Le tribunal non plus n'a pas apprécié la médiatisation. Et il le fait savoir. Un passage du jugement précise que « rien n'a été fait pour respecter la présomption d'innocence, le Tribunal constatant au surplus que cette affaire a fait l'objet d'une très importante mobilisation de la presse (vingt journalistes présents au moins au début des débats) qui n'est certainement pas du fait du tribunal ou de celui des prévenues ».

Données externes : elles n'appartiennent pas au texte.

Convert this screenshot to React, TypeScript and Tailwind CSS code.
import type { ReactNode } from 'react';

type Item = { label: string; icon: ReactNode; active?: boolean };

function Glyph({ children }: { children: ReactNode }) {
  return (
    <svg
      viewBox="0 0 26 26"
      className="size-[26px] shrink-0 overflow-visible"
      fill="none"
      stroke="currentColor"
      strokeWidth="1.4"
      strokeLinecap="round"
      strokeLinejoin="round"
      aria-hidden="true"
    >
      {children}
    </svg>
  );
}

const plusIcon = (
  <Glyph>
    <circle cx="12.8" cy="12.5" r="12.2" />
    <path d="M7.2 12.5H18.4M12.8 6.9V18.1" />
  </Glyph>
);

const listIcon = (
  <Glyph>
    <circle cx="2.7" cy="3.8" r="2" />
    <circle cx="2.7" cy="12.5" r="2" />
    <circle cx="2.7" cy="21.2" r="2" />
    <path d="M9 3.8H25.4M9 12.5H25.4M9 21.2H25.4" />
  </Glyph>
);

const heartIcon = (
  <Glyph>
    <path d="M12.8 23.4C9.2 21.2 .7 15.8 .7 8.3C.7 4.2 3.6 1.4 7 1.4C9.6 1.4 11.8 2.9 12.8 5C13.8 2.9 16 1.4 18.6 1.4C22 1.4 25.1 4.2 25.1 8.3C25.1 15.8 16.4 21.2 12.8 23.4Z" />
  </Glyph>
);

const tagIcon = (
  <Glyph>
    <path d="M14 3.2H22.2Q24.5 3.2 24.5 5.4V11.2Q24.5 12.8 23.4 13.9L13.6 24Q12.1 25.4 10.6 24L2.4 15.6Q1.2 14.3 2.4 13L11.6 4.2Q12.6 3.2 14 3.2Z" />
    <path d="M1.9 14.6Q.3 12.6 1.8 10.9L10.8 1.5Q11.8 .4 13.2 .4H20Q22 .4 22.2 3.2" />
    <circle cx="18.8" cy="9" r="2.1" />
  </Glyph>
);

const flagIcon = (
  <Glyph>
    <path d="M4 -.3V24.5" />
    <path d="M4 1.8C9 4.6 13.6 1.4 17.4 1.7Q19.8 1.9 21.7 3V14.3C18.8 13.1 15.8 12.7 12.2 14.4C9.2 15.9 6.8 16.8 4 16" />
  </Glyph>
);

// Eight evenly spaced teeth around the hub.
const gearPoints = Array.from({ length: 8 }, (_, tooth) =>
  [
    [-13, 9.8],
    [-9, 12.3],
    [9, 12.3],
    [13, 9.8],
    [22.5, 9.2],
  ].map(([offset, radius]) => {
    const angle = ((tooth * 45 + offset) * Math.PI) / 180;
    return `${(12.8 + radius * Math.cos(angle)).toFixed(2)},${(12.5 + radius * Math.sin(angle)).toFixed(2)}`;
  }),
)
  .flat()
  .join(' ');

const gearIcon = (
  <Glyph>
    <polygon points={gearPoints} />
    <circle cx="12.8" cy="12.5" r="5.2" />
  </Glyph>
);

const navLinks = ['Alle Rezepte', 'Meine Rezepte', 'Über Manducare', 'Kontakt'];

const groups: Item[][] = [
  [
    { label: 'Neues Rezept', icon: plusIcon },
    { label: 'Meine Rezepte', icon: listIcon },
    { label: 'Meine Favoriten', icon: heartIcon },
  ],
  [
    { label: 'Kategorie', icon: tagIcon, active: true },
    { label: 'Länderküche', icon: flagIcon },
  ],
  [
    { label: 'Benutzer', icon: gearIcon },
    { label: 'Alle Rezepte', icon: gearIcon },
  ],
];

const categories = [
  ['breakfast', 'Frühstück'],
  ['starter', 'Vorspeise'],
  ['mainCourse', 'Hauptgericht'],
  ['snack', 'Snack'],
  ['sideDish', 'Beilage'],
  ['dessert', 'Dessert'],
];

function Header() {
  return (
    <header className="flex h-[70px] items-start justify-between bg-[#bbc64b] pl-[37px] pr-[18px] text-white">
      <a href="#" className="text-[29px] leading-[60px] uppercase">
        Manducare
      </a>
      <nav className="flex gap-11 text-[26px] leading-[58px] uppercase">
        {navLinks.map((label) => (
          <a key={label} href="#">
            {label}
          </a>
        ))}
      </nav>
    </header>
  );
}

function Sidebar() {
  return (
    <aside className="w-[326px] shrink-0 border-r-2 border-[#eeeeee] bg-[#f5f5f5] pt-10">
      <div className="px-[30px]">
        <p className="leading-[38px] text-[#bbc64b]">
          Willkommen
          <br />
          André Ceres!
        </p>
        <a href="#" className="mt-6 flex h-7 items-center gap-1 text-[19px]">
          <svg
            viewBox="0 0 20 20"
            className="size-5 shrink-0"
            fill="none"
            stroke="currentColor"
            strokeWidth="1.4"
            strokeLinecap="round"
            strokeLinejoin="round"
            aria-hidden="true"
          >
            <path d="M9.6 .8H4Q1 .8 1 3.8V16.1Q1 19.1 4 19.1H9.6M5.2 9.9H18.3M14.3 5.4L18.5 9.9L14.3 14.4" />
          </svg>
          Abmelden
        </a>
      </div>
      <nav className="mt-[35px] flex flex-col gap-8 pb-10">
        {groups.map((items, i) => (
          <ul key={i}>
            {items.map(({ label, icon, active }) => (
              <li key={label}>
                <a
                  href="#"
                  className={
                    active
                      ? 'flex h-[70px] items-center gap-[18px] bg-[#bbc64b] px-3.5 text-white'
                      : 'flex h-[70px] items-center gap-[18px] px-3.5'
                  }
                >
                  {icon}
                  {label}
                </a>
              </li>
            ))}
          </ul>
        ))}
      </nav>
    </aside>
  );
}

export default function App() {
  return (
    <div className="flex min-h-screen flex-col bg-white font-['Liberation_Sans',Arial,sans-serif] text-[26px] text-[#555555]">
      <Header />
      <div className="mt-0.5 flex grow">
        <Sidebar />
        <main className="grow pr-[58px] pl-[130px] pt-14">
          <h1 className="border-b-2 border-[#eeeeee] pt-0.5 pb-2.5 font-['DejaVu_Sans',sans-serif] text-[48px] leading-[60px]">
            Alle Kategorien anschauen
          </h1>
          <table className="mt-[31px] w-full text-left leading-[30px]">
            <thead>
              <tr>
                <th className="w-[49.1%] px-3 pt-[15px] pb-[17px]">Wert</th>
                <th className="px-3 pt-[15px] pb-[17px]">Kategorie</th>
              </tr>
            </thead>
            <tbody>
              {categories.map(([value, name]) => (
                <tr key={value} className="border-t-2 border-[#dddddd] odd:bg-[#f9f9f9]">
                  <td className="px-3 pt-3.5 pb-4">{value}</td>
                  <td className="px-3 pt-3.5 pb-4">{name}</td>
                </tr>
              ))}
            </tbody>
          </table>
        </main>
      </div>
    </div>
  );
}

Un jugement si stupéfiant dans son argumentation que « proche-orient.info » a, de son côté, demandé à Maître Zaoui un commentaire sur cette affaire. « Surprise », « étonnement », telles sont ses premières réactions. Michel Zaoui, surtout, « ne voit pas la relation entre une médiatisation et la teneur d'une décision de justice. D'autant que « cette médiatisation » n'est que l'expression de la liberté d'opinion ». Cela remet en cause, souligne-t-il, « l'information du public sur les débats judiciaires ». Ce qui est pourtant particulièrement nécessaire dans l'actuel contexte traversé de dérives antisémites et malsaines.

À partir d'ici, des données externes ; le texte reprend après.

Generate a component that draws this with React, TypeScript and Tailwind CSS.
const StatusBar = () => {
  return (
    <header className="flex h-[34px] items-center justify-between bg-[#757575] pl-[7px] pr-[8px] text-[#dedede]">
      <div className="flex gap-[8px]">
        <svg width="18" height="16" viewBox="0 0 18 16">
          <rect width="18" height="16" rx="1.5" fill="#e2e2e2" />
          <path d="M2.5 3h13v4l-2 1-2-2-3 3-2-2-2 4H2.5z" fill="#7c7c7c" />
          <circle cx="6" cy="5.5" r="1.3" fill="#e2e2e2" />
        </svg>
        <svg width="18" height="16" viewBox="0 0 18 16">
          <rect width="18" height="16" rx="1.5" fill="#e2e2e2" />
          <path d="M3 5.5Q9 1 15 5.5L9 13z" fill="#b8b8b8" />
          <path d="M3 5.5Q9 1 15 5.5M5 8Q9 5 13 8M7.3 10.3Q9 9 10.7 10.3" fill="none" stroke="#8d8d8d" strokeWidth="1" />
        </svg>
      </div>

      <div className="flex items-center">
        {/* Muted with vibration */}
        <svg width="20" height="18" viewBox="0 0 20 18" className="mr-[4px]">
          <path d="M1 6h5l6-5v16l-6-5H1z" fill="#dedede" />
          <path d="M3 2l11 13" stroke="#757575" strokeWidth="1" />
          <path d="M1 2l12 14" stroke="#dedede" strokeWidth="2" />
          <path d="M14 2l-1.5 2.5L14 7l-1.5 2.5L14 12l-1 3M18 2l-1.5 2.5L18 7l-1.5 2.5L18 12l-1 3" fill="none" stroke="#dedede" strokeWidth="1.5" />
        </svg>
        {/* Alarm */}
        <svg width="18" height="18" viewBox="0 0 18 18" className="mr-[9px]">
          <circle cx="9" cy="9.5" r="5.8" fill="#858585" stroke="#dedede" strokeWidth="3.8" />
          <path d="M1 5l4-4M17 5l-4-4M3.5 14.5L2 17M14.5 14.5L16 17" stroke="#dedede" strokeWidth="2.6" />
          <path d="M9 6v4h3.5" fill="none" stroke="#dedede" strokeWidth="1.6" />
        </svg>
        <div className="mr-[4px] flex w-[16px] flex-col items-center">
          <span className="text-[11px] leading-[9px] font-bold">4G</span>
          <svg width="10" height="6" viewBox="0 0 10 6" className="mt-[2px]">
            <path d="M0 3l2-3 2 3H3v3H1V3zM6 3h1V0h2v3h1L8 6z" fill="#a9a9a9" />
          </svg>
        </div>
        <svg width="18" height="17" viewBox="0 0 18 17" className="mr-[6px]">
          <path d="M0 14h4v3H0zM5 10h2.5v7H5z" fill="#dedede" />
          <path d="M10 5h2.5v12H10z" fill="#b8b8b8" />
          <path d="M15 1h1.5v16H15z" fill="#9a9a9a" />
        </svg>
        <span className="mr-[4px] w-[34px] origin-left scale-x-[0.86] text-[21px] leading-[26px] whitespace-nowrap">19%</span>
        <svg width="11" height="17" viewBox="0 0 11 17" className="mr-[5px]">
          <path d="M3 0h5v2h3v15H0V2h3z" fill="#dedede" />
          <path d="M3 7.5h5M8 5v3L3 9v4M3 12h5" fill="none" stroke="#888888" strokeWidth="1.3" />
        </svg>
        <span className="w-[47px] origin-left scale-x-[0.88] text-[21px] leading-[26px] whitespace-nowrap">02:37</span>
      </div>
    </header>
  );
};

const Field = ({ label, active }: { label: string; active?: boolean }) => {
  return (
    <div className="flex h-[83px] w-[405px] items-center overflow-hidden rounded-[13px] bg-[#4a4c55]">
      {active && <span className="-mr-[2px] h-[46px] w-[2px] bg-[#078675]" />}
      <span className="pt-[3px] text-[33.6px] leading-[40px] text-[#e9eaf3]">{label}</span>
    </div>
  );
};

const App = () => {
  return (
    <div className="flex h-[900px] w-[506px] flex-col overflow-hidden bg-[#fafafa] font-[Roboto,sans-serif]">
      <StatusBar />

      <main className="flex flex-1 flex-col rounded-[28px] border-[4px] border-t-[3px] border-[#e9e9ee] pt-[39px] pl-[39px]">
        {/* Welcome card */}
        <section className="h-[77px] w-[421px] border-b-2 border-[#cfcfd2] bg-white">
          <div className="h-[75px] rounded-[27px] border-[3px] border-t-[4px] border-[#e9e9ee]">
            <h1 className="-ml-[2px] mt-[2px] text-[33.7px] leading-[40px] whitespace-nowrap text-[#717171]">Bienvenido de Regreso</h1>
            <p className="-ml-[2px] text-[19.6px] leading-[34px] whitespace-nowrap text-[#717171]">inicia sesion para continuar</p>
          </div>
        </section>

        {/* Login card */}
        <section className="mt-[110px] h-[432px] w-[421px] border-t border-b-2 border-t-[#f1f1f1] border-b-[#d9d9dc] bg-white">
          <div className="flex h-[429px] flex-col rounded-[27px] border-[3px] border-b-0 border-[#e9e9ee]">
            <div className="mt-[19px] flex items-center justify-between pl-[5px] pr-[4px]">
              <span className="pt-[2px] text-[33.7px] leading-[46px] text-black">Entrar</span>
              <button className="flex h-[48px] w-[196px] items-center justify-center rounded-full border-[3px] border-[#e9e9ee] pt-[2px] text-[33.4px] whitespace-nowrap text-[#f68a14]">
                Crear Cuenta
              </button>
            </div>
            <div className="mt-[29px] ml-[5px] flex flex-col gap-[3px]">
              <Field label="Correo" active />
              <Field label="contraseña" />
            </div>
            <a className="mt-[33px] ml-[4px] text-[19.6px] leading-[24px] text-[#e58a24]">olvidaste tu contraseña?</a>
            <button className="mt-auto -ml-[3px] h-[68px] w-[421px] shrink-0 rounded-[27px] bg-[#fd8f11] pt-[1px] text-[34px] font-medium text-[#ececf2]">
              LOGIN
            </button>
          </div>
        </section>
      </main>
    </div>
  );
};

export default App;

Les parents de Guittel ne peuvent pas faire appel de la relaxe car le jugement fait suite à une citation directe. En revanche, ils peuvent contester la condamnation pécuniaire. Selon leur avocat, ils envisagent de le faire. De même qu'ils envisagent d'engager des poursuites contre les auteurs de l'agression.
Remarque de l'avocat de Guittel : dans sa déposition, Mme Borde décrit un professeur venu de l'école Beit Rivka de Yerres (privée sous contrat) pour surveiller les épreuves du brevet des collèges : « un homme en habit typiquement d'intégriste juif », a-t-elle dit aux policiers.